Gratulacje, to wielki dzień w pana życiu zawodowym i prywatnym też.

Patryk Załęczny, nowy prezes Śląska Wrocław: Dziękuję. Śląsk Wrocław jest w moim sercu, dlatego wejście na szczyt tego klubu to dla mnie spełnienie marzeń. Oczywiście wiążę się to z dużą odpowiedzialnością i presją, bo nie chcę zawieść kibiców i zależy mi na udowodnieniu, że zaufanie, którym zostałem obdarzony ze strony właściciela, to dobra decyzja.

Po pana pojawieniu się w klubie udało się panu i pana załodze poprawić komunikację wizerunkową klubu z kibicami. Zadanie zrealizował pan na szóstkę i otrzymał pan obiecany wcześniej awans?

Nie, nie było takich ustaleń. Przyszedłem, żeby ugasić pożary, który były w obszarach marketingu, promocji i komunikacji. Natomiast chciałbym podkreślić, że nie zajmowałem się tylko tymi obszarami, tak naprawdę byłem dostępny dla wszystkich w klubie i starałem się wesprzeć swoimi radami. Widząc otwartość ze strony moich kolegów i koleżanek w klubie – czerpałem też z ich doświadczenia, poznawałem dzięki temu sporo zadań, które są realizowane przez klub.
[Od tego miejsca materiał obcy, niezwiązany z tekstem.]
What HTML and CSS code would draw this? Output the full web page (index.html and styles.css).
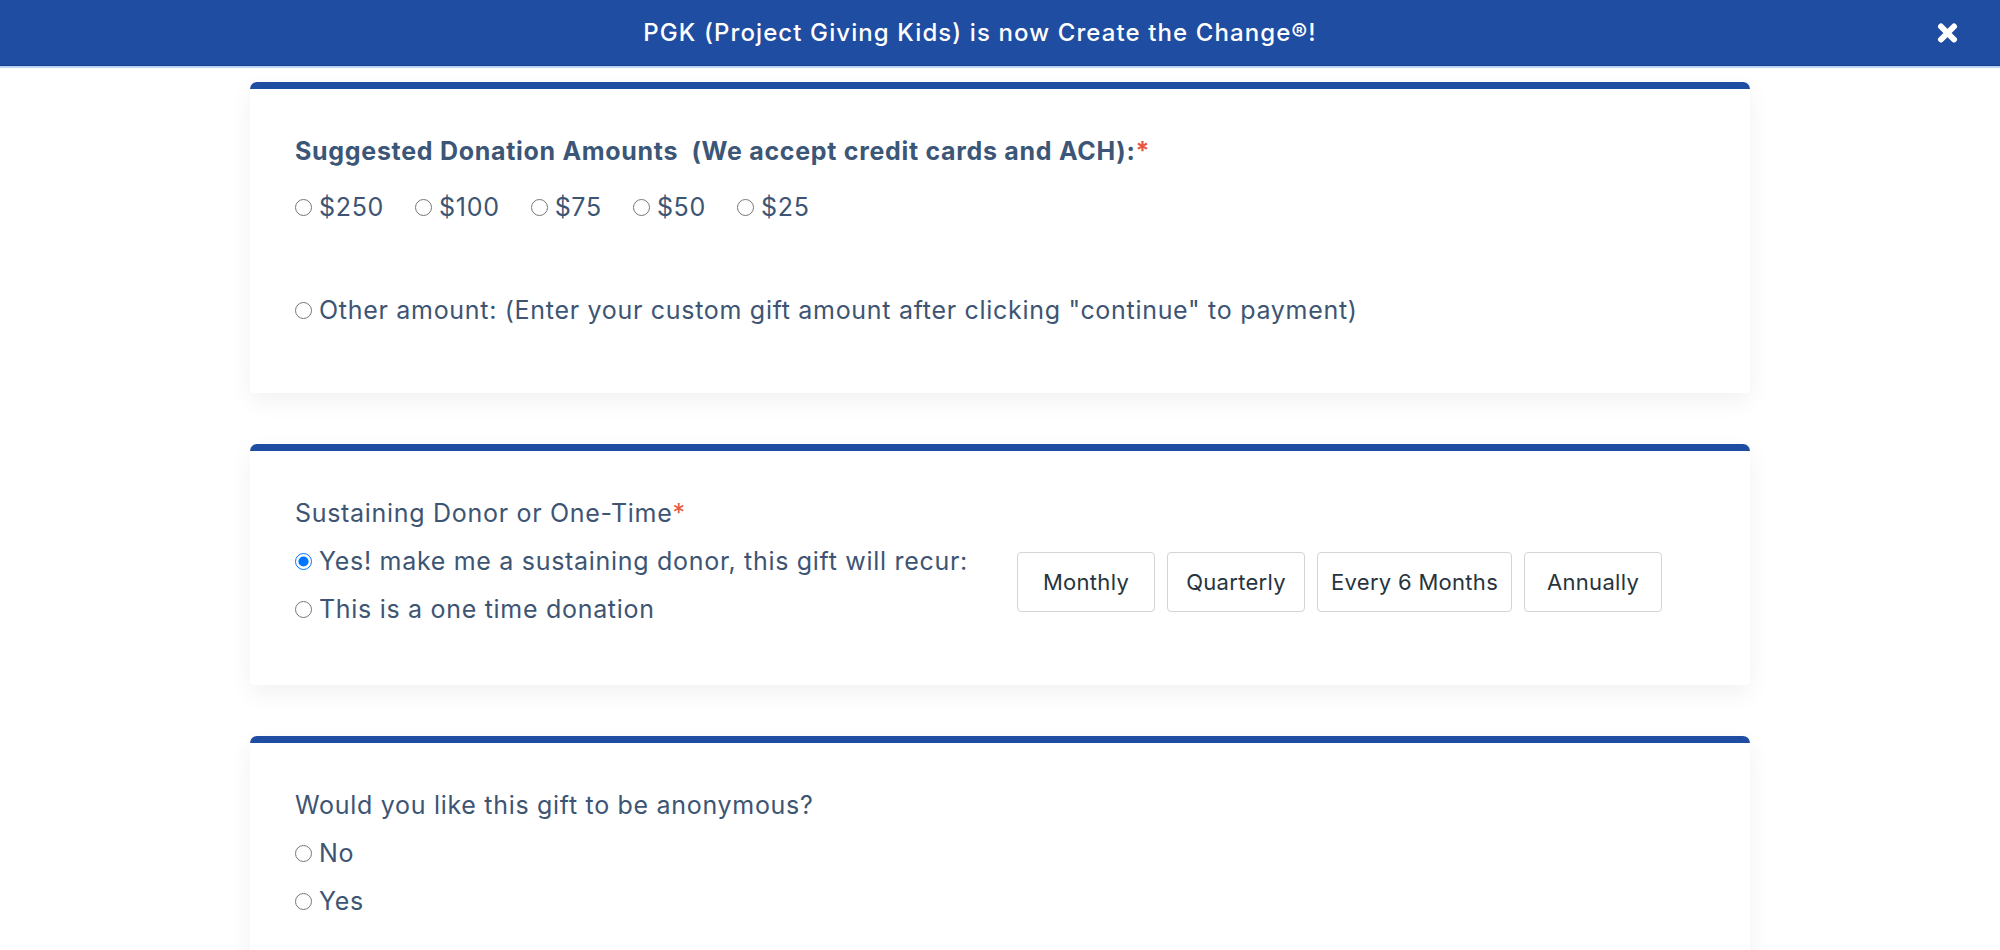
FILE: index.html
```html
<!DOCTYPE html>
<html lang="en">
<head>
<meta charset="utf-8">
<title>Donation</title>
<link rel="stylesheet" href="styles.css">
</head>
<body>
<header class="banner">
  <p class="banner-text">PGK (Project Giving Kids) is now Create the Change®!</p>
  <button class="banner-close" aria-label="Close">
    <svg width="21" height="20" viewBox="0 0 21 20"><path d="M4 3.5 L17 16.5 M17 3.5 L4 16.5" stroke="#fff" stroke-width="6" stroke-linecap="round" fill="none"/></svg>
  </button>
</header>
<main class="form">
  <section class="card card-amounts">
    <h2 class="card-title">Suggested Donation Amounts&nbsp; (We accept credit cards and ACH):<span class="req">*</span></h2>
    <div class="amount-row">
      <label class="opt"><input type="radio" name="amt"><span>$250</span></label>
      <label class="opt"><input type="radio" name="amt"><span>$100</span></label>
      <label class="opt"><input type="radio" name="amt"><span>$75</span></label>
      <label class="opt"><input type="radio" name="amt"><span>$50</span></label>
      <label class="opt"><input type="radio" name="amt"><span>$25</span></label>
    </div>
    <label class="opt opt-other"><input type="radio" name="amt"><span>Other amount: (Enter your custom gift amount after clicking "continue" to payment)</span></label>
  </section>

  <section class="card">
    <p class="label">Sustaining Donor or One-Time<span class="req">*</span></p>
    <div class="recur">
      <div class="recur-options">
        <label class="opt"><input type="radio" name="sus" checked><span>Yes! make me a sustaining donor, this gift will recur:</span></label>
        <label class="opt"><input type="radio" name="sus"><span>This is a one time donation</span></label>
      </div>
      <div class="freq">
        <button class="freq-btn">Monthly</button>
        <button class="freq-btn">Quarterly</button>
        <button class="freq-btn">Every 6 Months</button>
        <button class="freq-btn">Annually</button>
      </div>
    </div>
  </section>

  <section class="card">
    <p class="label">Would you like this gift to be anonymous?</p>
    <label class="opt"><input type="radio" name="anon"><span>No</span></label>
    <label class="opt"><input type="radio" name="anon"><span>Yes</span></label>
  </section>
</main>
</body>
</html>
```

FILE: styles.css
```css
* { box-sizing: border-box; }

body {
  margin: 0;
  background: #fff;
  font-family: Inter, "Open Sans", sans-serif;
  color: #3d5573;
}

.banner {
  display: flex;
  align-items: center;
  height: 66px;
  padding: 0 42px 0 23px;
  background: #1f4da2;
  border-bottom: 1px solid #17408c;
  box-shadow: 0 2px 0 #bcd6f6;
}

.banner-text {
  flex: 1;
  margin: 0;
  text-align: center;
  color: #fff;
  font-size: 24px;
  font-weight: 500;
  letter-spacing: 1.1px;
}

.banner-close {
  display: flex;
  padding: 0;
  border: 0;
  background: none;
  cursor: pointer;
}

.form {
  width: 1500px;
  margin: 16px auto 0;
  display: flex;
  flex-direction: column;
  gap: 51px;
}

.card {
  background: #fff;
  border-top: 7px solid #1f4da2;
  border-radius: 7px 7px 4px 4px;
  padding: 38px 45px 52px;
  box-shadow: 0 8px 24px rgba(0, 0, 0, 0.06);
}

.card-amounts { padding-bottom: 59px; }

.card-title {
  margin: 0;
  line-height: 48px;
  font-size: 25px;
  font-weight: 700;
  letter-spacing: 0.7px;
  color: #3c5677;
}

.label {
  margin: 0;
  line-height: 48px;
  font-size: 25px;
  letter-spacing: 0.7px;
}

.req { color: #e8583f; }

.opt {
  display: flex;
  align-items: center;
  gap: 7px;
  height: 48px;
  font-size: 25px;
  letter-spacing: 0.7px;
}

.opt input {
  width: 17px;
  height: 17px;
  margin: 0;
}

.amount-row {
  display: flex;
  gap: 31px;
  margin-top: 8px;
}

.opt-other { margin-top: 55px; }

.recur {
  display: flex;
  align-items: flex-start;
}

.recur-options { flex: 0 0 722px; }

.freq {
  display: flex;
  gap: 12px;
  margin-top: 15px;
}

.freq-btn {
  min-width: 138px;
  height: 60px;
  padding: 0 13px;
  border: 1px solid #d4d4d4;
  border-radius: 4px;
  background: #fff;
  font-family: Inter, "Open Sans", sans-serif;
  font-size: 22px;
  letter-spacing: 0.3px;
  color: #27343d;
}
```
Współpracowało nam się dobrze, dlatego myślę, że jestem gotowy po tych kilku tygodniach ponownej współpracy stanąć na czele i odpowiednio wszystkim zarządzać.

Na jak długo otrzymał pan funkcję prezesa? W przypadku Macieja Potockiego było to ustawowe trzy miesiące, jak to wygląda z panem?

Nie został mi podany żaden taki termin. Wszedłem w kadencję poprzedniego zarządu, która trwa chyba do 2026 roku. Nie wybiegam oczywiście tak daleko w przyszłość, skupiam się na tu i teraz.

Kim jest Patryk Załęczny zawodowo i prywatnie?

Prywatnie jestem ojcem dwóch wspaniałych dziewczyn, mam kochającą i bardzo wyrozumiałą żonę. Funkcjonowanie w klubie sportowym wiąże się z poświęcaniem ogromnej ilości czasu, bardzo często też w weekendy, dlatego mówię o tej wyrozumiałości. Ta praca to nie tylko pasja, ale właśnie przede wszystkim praca, robię to nie dla lansu, żeby się pokazać, tylko żeby móc zobaczyć zadowolenie kibiców z tego, co robimy na boisku i poza nim.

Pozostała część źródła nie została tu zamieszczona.